Any ideas on how to prevent or limit the impact of this in the future?
We have control over all aspects of the system (code, webserver, etc). Yes the form runs over https.
When a flood of invalid transactions from a single IP address or small range of addresses is detected, block that address / network.
If a botnet is in use, this will not help. You can still detect floods of low dollar amount submissions and so deduce when you are under attack; during these times, stall low dollar amount submissions to make them take longer; introduce CAPTCHAs for low dollar amount donations; consult your bank's fraud prevention department in case they can make use of your server logs to catch the perpetrators.
Force donors to create accounts in order to make donations; protect account creation with a CAPTCHA, and rate limit donations from any one account.
Raise the minimum permissible donation to a point where it no longer makes financial sense for the scammers to use you in this way.
Instead of CAPTCHAs, which will annoy users, you might want to take advantage of the fact that most people have javascript enabled while bots don't. Simply create a small piece of javascript that when run inserts a particular value in a hidden field.
For those that have Javascript disabled you can show the CAPTCHA (use the <noscript> tag), and you can then accept a submission only if either of these measures check out.
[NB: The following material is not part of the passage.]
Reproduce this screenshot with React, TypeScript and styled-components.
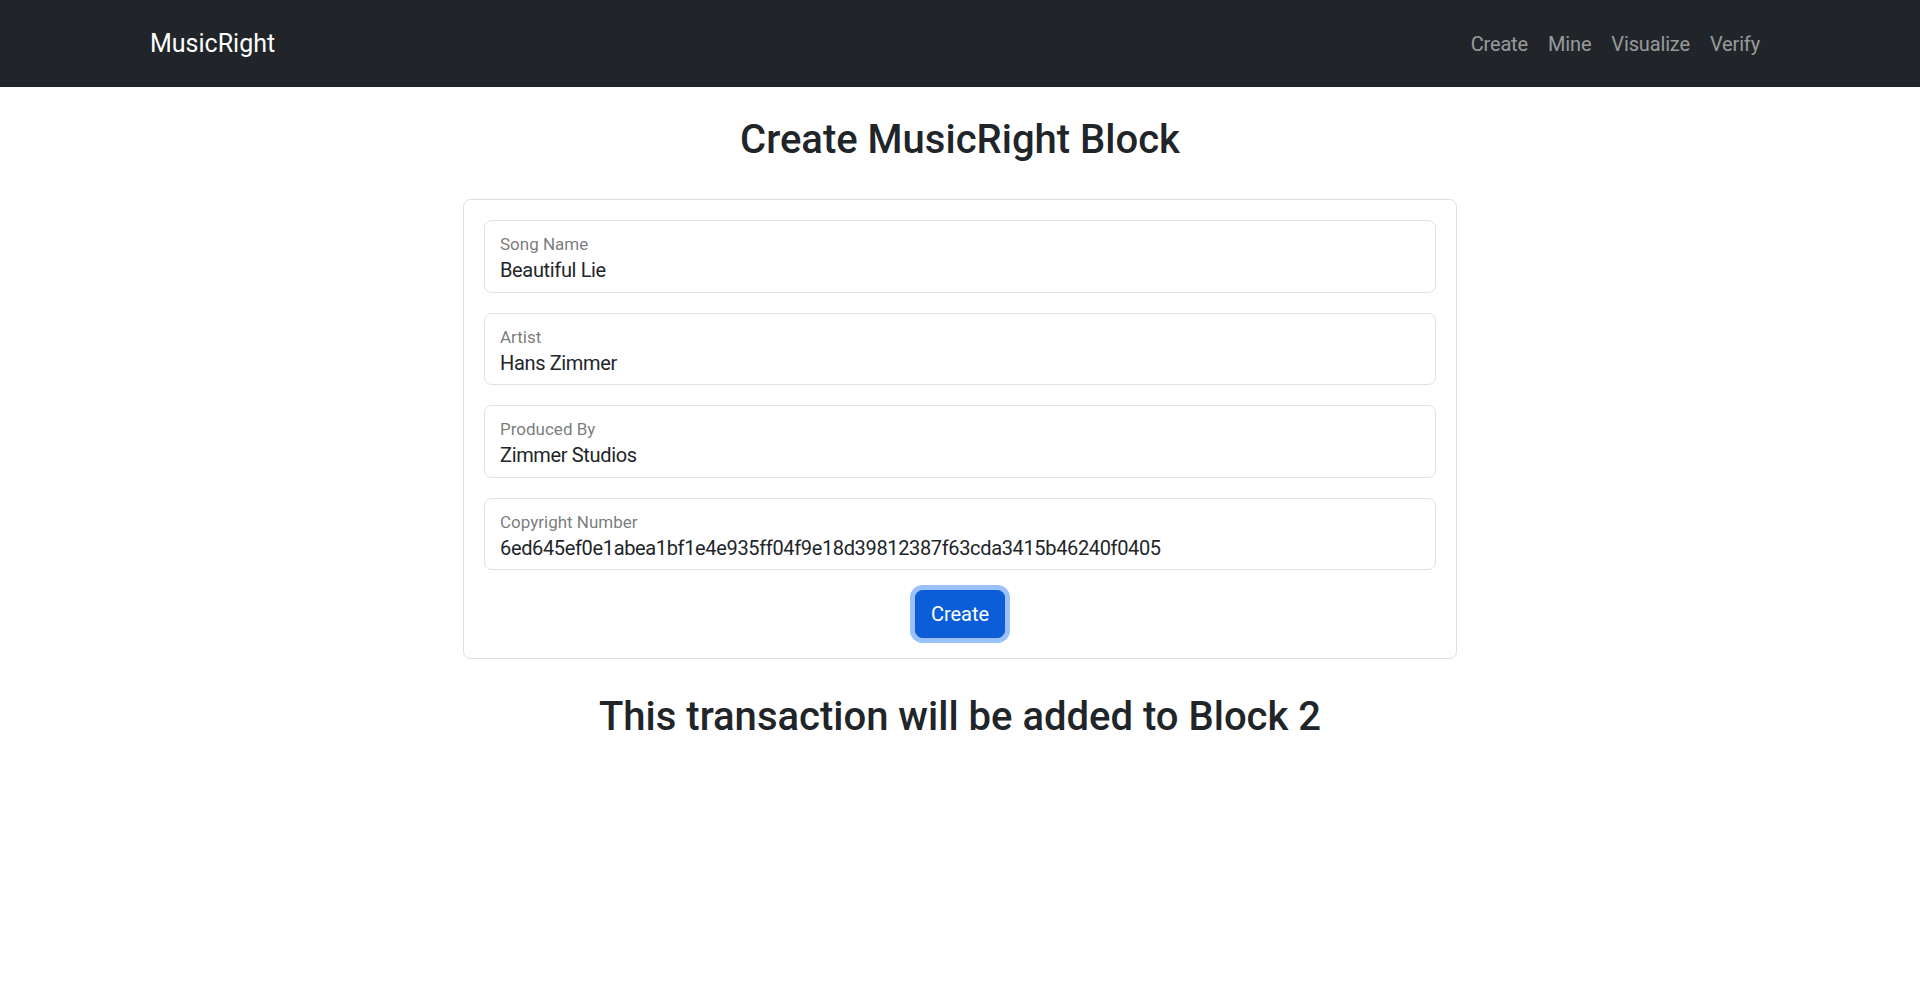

For maximum annoyance to evildoers you could make the difference between the succeed message and the failure message computationally hard to distinguish (say everything is the same, except for one picture that displays the message) but easy to understand for humans.
limit submissions from the same IP address to one per minute, or whatever reasonable period of time it would take for a real person to fill out the form
Raising the minimum donation to a point where it no longer makes financial sense for the scammers to use you in this way will help in general.
This. How many legitimate donations do you get for under 5 bucks, anyway?